Given these and other parallels between the Mid-Coast and the Sprinter, it is vital that SANDAG adopt a strategy for keeping costs from escalating. One way would be for SANDAG to take full advantage of the Independent Taxpayers Oversight Committee, a group of six private citizens charged with ensuring the effective and efficient use of the region’s one-half cent transportation sales tax. As the engineering and environmental documents are completed, SANDAG should ask the ITOC to conduct a fully independent analysis of the Mid-Coast plans. The ITOC and SANDAG boards should identify specific critical milestones relating to cost, planning, right of way acquisition, and densification along the line. Absent adequate progress in meeting those milestones, SANDAG would be forced to adopt a more cost effective alternative such as a bus rapid transit line or improvements to existing transit service. The goal is to keep the project’s budget from inflating from a series of incremental and disjointed decisions that, while seemingly justified in isolation, together work to vastly increase the cost of the project and delay its final completion.

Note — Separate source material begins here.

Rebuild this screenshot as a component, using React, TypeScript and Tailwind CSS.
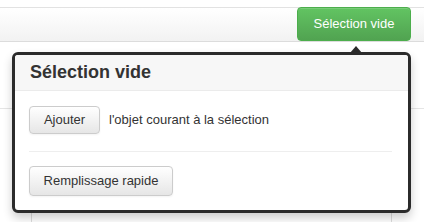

Federal law requires the RTP be updated once every few years. Thus we can be assured of other opportunities to break out of the existing status quo and rethink ways of constructing transportation projects in the region. Given the one million new residents that will arrive here by 2030 and the $31 billion funding gap between the transportation resources that we need and the funds San Diego can reasonably expect, there is no time like the present for new approaches and innovative thinking.